The district court’s Memorandum and Order explained,
[T]he Court proceeded under the view and under the assumption that the parties had, in their trial plan, either stipulated away the preclusive effect of a jury verdict or, perhaps with the benefit of hindsight, did not contemplate the effect of the jury verdict one way or the other, nor did the Court inquire of counsel during the pretrial on this issue. However, on the unique facts of this case, the Court need not decide whether and under what circumstances the issues of preclusion can be waived. . . . Thus, given the presence of the issue of preclusion under the unique facts of this case, neither consent nor waiver can be appropriately invoked here where the court is bound by the decision of the jury, given the following unique circumstances: (1) the same law firm represented all plaintiffs;(2) there was practical privity between the ERISA and nonERISA Plaintiffs; (3) the issues were in fact identical . . . 
It appears that when the court and the parties agreed to the plan to try both sets of claims (the ERISA/bench trial claims and the state common law/jury trial claims) at the same time, they did not resolve the question of whether the decision on one set of claims would necessarily resolve the other set of claims through collateral estoppel. It may be that the likelihood this issue would arise simply did not occur to the court or to counsel. Or, crediting the attorneys with foresight, perhaps counsel on each side strategically chose to ignore the collateral estoppel issue prior to trial, to keep their options open so that they could later argue for or against collateral estoppel depending on how the first verdict came out.
In any event, Wells Fargo won the first verdict, so Wells Fargo took the position that collateral estoppel did apply, and the ERISA plaintiffs argued that the simultaneous trial meant Wells Fargo had waived the right to rely on collateral estoppel. The district court agreed with Wells Fargo. Though the district court’s order was not completely clear, the court apparently concluded that under the circumstances the factors supporting collateral estoppel were so strong that it did not need to decide whether Wells Fargo had waived its right to assert collateral estoppel.

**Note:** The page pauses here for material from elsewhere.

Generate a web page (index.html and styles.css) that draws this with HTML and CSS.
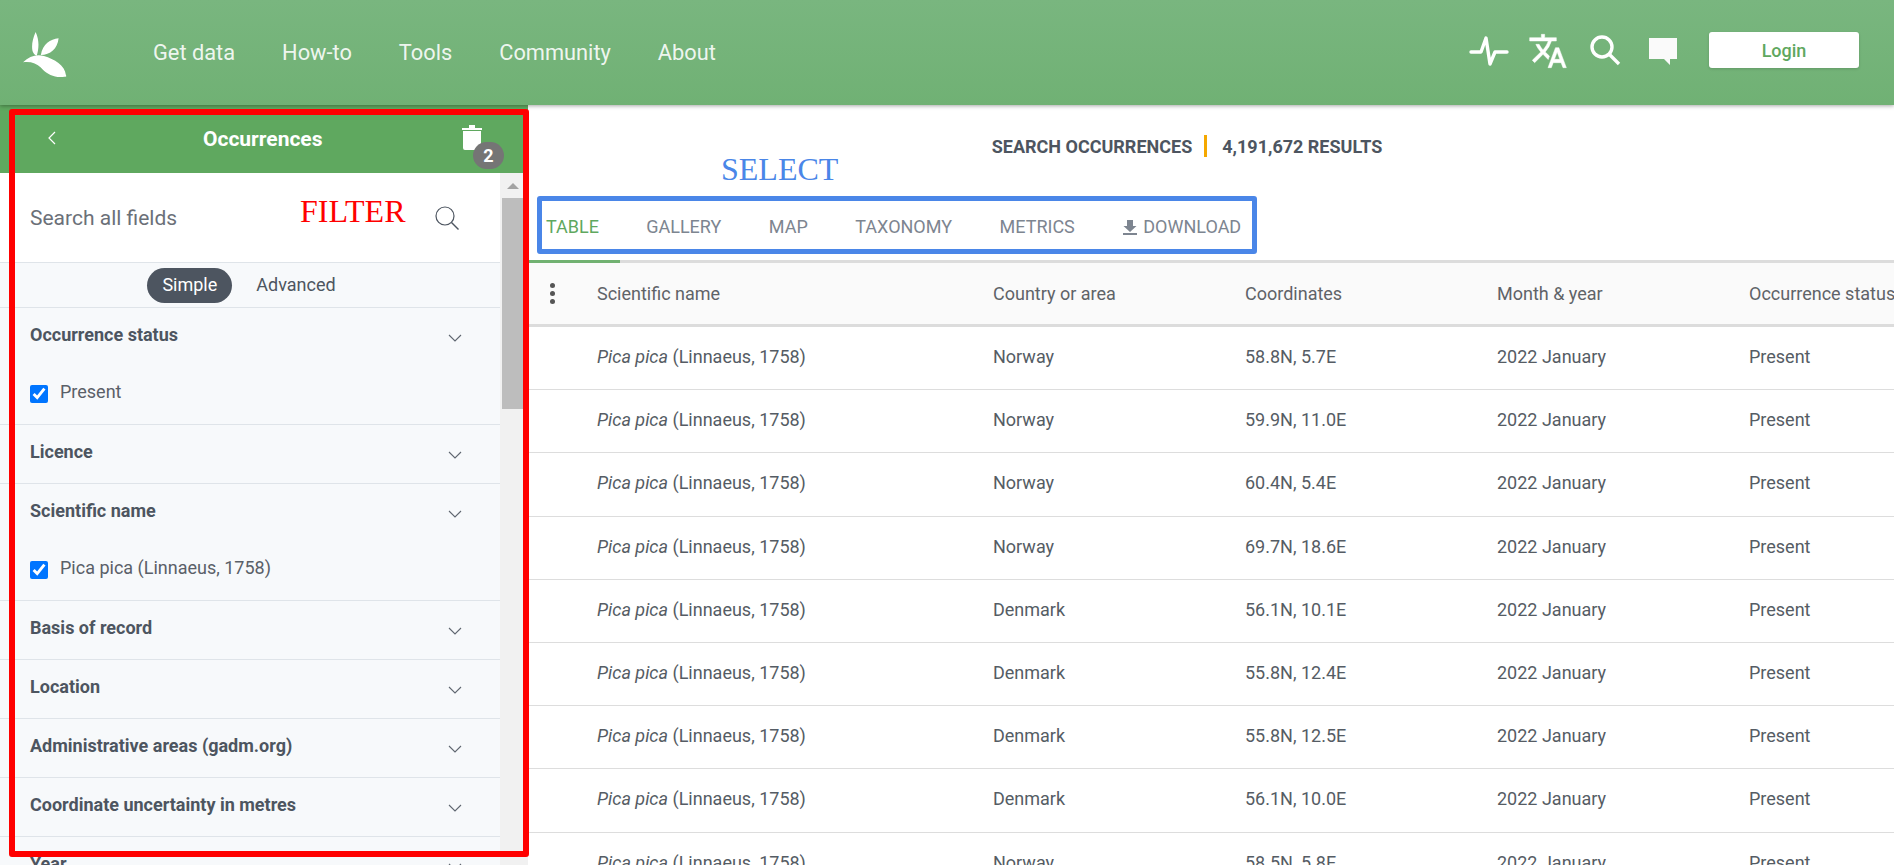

The ERISA plaintiffs took the argument to the Eighth Circuit, where they found sympathetic ears. The appellate panel decided (1) waiver of the right to assert collateral estoppel is possible and (2) because the two sets of plaintiffs brought different sets of claims (common law claims and ERISA/equitable claims), it was not essential to strictly adhere to the general principle that factual findings should be consistent between judge and jury in a single trial. Therefore, the Eighth Circuit concluded the district court should have decided whether the parties waived collateral estoppel by adopting the trial plan to try both sets of claims at the same time, instead of declining to reach that issue. The case was remanded.
Blue Cross simultaneously highlights the power of a collateral estoppel argument (it can resolve claims without a decision on the merits by the court) and the potential danger of relying on collateral estoppel (since a party may waive its right to assert collateral estoppel through a course of action, without expressly agreeing to waive). From a practice perspective, the case also shows how the demands of trial work can cause issues that seem obvious in retrospect to get lost in the shuffle, whether by the intention of the parties or accidentally.
 Blue Cross Blue Shield of Minnesota et. al v. Wells Fargo Bank, N.A., no. 14-3457 (8th Cir. March 22, 2016).
 See Wengert v. Rajendran, no. 15cv366 (D. Neb. Mar. 2, 2016) at 4-5 (citing In re Vorpahl, 695 F.2d 318 (8th Cir. 1982)).
 Blue Cross Blue Shield, no. 14-3457, at 3-4.
 Id. at 4
 In comprehensible terms, collateral estoppel (also called “issue preclusion”) means that once a judge or jury decides a question of fact in a dispute between two parties, the issue is settled and the same parties may not later seek to obtain a different decision on the same question of fact. Stated formally, collateral estoppel is the rule that “[w]hen an issue of fact or law is actually litigated and determined by a valid and final judgment, and the determination is essential to the judgment, the determination is conclusive in a subsequent action between the parties, whether on the same or a different claim.” Turner v. U.S. Dep’t of Justice, 815 F.3d 1108, 1111 (8th Cir. 2016) (quoting Restatement (Second) of Judgments § 27 (Am. Law Inst. 1982)).
 Blue Cross Blue Shield, no. 14-3457, at 5.
 Id. at 7-8.
 If a court is trying two sets of essentially identical claims against the same defendant at the same time, aren’t beneficiaries of the first verdict obviously going to argue collateral estoppel with respect to the second verdict? Shouldn’t the court and the parties make clear at the outset whether collateral estoppel will apply — before the parties know whether they will win or lose if it does — to save everyone the trouble of fighting the issue out later and an appeal that could easily have been prevented? Perhaps; but these things often look much clearer in hindsight, and there may have been other considerations during the trial that made the course chosen the better one.